Cameron Hughes Wine Chardonnay, Lot 350, $13

Cameron Hughes Wine Moscato, Lot 319, $14

Cameron Hughes Wine Pinot Noir, Lot 377, $18

You can follow Cam and Jess on Facebook (along with 100k or so of their biggest fans) to get the latest information on newly released lots and where you can find them near you. But don’t be afraid to explore, too! I once bought a bottle of their wine purely based on the beautiful, deep purple label…and it was a hit. Looks are everything sometimes 😉

Thanks for joining us, Jess! Cheers!

*not a sponsored post – I just truly love the wine…and the wisdom of a fabulous working mom, of course*

One Response
  1. Cooky Oberg permalink
    February 20, 2013

    I disagree about your comments on Sauvignon Blanc. While New Zealand has been a long time leader, you had a WONDERFUL Sauvignon Blanc from Chile (CH 225 from the Leyda Valley)that was on the par with those. My favorite pinot noir of yours was 281 — a California pinot noir from the Santa Maria valley. I’m sorry Merlot took such a beating in “Sideways”, but the fact is, the protagonist’s favorite wine — Cheval Blanc from France — is partly made from Merlot.
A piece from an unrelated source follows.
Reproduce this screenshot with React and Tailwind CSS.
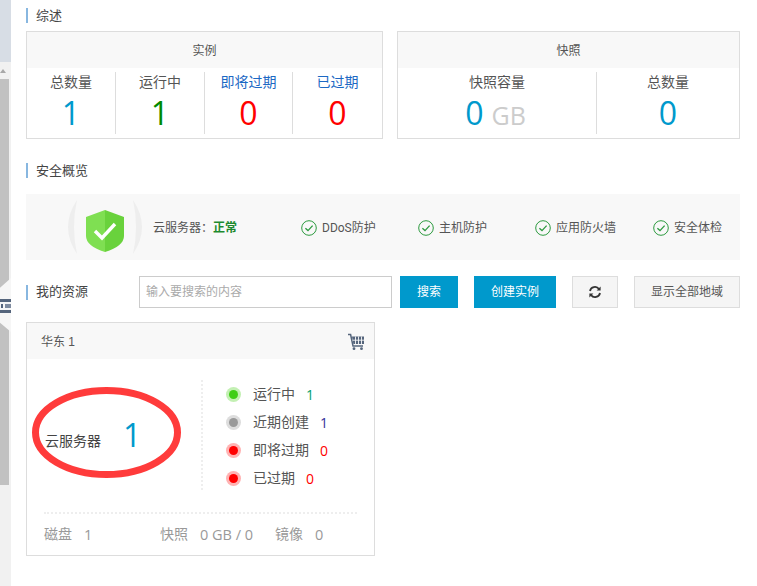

An inside joke?
    As for Syrah, the French, the American, and the Australians do vinify this wine differently, and there’s a big difference in the “terroir” of that wine from various places in the world. I think Australian Shiraz has a rough edge on it, and it seems to be a heavier wine than the French expression of this wine.
    You forgot to mention Albarino — my new best friend for summer drinking. It goes with everything. And the kick is, I like the American Albarino you had from Clarksburg California (240) better than the Spanish albarino wines I have tried. If people get to know this wine more, it’ll be popular. Whenever I serve it, it seems to be liked by all my friends, both the connoisseurs and the “unwashed”.
    Fun going through all the great wines and wine varieties. I’ve had alot of fun exploring these all through CH Wines.